** start of Provided material **
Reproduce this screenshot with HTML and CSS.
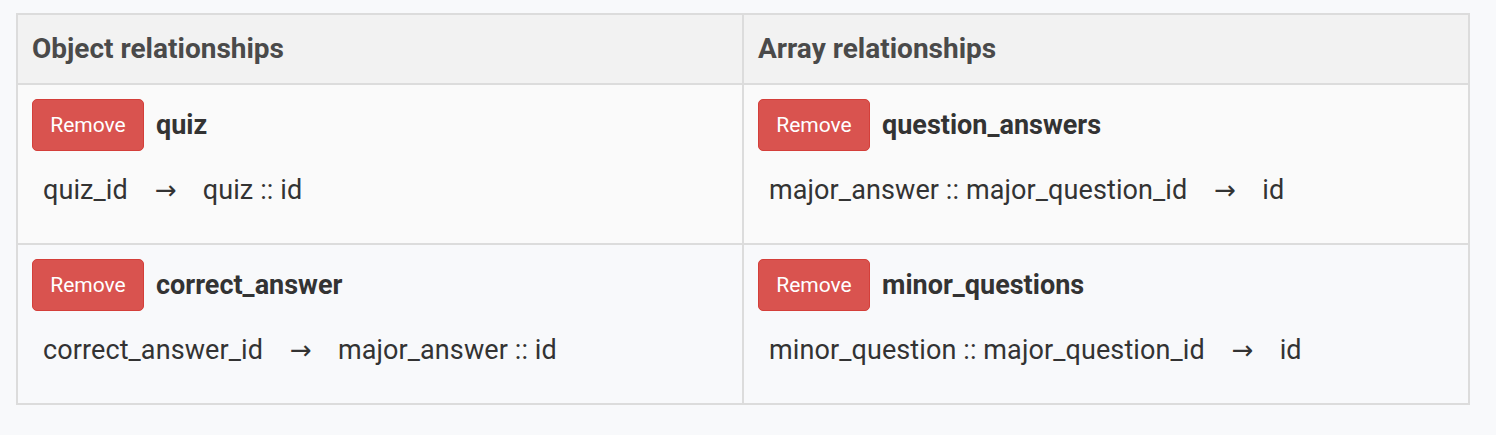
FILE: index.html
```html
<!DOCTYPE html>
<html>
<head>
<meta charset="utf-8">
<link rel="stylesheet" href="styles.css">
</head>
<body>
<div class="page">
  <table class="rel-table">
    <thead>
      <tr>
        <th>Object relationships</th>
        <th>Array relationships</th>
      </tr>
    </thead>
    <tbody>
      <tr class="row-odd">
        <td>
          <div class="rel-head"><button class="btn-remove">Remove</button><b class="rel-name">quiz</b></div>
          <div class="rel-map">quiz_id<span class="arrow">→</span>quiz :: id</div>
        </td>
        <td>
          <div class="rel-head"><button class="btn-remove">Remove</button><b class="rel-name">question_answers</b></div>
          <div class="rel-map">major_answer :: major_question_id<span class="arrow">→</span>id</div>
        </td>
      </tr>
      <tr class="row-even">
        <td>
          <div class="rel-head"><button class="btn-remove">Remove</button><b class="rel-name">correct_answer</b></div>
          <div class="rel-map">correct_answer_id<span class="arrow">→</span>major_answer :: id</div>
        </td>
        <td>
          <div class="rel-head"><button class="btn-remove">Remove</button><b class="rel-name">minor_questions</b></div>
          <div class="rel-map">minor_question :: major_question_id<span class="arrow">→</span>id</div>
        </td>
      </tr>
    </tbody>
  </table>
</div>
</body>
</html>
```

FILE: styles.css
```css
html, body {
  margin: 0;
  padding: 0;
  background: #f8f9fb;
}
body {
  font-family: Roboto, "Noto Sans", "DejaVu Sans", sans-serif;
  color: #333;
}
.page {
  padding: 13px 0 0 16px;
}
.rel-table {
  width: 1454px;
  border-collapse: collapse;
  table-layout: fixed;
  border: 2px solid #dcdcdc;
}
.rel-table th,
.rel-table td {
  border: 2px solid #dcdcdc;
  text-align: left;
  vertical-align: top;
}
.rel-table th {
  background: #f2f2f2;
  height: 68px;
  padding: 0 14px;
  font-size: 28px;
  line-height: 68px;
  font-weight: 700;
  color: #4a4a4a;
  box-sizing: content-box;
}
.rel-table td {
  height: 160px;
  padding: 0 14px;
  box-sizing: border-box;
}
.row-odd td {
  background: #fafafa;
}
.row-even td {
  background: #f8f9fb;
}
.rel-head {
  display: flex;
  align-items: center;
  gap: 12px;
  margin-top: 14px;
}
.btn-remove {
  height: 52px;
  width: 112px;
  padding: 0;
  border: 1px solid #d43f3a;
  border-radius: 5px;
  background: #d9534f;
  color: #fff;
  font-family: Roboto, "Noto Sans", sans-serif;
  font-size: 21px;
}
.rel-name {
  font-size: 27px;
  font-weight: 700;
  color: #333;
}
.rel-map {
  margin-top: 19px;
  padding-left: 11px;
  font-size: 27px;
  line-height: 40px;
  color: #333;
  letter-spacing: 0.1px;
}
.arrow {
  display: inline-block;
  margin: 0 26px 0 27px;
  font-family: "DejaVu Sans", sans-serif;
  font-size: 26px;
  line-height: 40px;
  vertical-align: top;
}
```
** end of Provided material **
Stated task: Copy the material above in full and exactly, skipping pictures.

The result:
Reproduce this screenshot with HTML and CSS.
FILE: index.html
```html
<!DOCTYPE html>
<html>
<head>
<meta charset="utf-8">
<link rel="stylesheet" href="styles.css">
</head>
<body>
<div class="page">
  <table class="rel-table">
    <thead>
      <tr>
        <th>Object relationships</th>
        <th>Array relationships</th>
      </tr>
    </thead>
    <tbody>
      <tr class="row-odd">
        <td>
          <div class="rel-head"><button class="btn-remove">Remove</button><b class="rel-name">quiz</b></div>
          <div class="rel-map">quiz_id<span class="arrow">→</span>quiz :: id</div>
        </td>
        <td>
          <div class="rel-head"><button class="btn-remove">Remove</button><b class="rel-name">question_answers</b></div>
          <div class="rel-map">major_answer :: major_question_id<span class="arrow">→</span>id</div>
        </td>
      </tr>
      <tr class="row-even">
        <td>
          <div class="rel-head"><button class="btn-remove">Remove</button><b class="rel-name">correct_answer</b></div>
          <div class="rel-map">correct_answer_id<span class="arrow">→</span>major_answer :: id</div>
        </td>
        <td>
          <div class="rel-head"><button class="btn-remove">Remove</button><b class="rel-name">minor_questions</b></div>
          <div class="rel-map">minor_question :: major_question_id<span class="arrow">→</span>id</div>
        </td>
      </tr>
    </tbody>
  </table>
</div>
</body>
</html>
```

FILE: styles.css
```css
html, body {
  margin: 0;
  padding: 0;
  background: #f8f9fb;
}
body {
  font-family: Roboto, "Noto Sans", "DejaVu Sans", sans-serif;
  color: #333;
}
.page {
  padding: 13px 0 0 16px;
}
.rel-table {
  width: 1454px;
  border-collapse: collapse;
  table-layout: fixed;
  border: 2px solid #dcdcdc;
}
.rel-table th,
.rel-table td {
  border: 2px solid #dcdcdc;
  text-align: left;
  vertical-align: top;
}
.rel-table th {
  background: #f2f2f2;
  height: 68px;
  padding: 0 14px;
  font-size: 28px;
  line-height: 68px;
  font-weight: 700;
  color: #4a4a4a;
  box-sizing: content-box;
}
.rel-table td {
  height: 160px;
  padding: 0 14px;
  box-sizing: border-box;
}
.row-odd td {
  background: #fafafa;
}
.row-even td {
  background: #f8f9fb;
}
.rel-head {
  display: flex;
  align-items: center;
  gap: 12px;
  margin-top: 14px;
}
.btn-remove {
  height: 52px;
  width: 112px;
  padding: 0;
  border: 1px solid #d43f3a;
  border-radius: 5px;
  background: #d9534f;
  color: #fff;
  font-family: Roboto, "Noto Sans", sans-serif;
  font-size: 21px;
}
.rel-name {
  font-size: 27px;
  font-weight: 700;
  color: #333;
}
.rel-map {
  margin-top: 19px;
  padding-left: 11px;
  font-size: 27px;
  line-height: 40px;
  color: #333;
  letter-spacing: 0.1px;
}
.arrow {
  display: inline-block;
  margin: 0 26px 0 27px;
  font-family: "DejaVu Sans", sans-serif;
  font-size: 26px;
  line-height: 40px;
  vertical-align: top;
}
```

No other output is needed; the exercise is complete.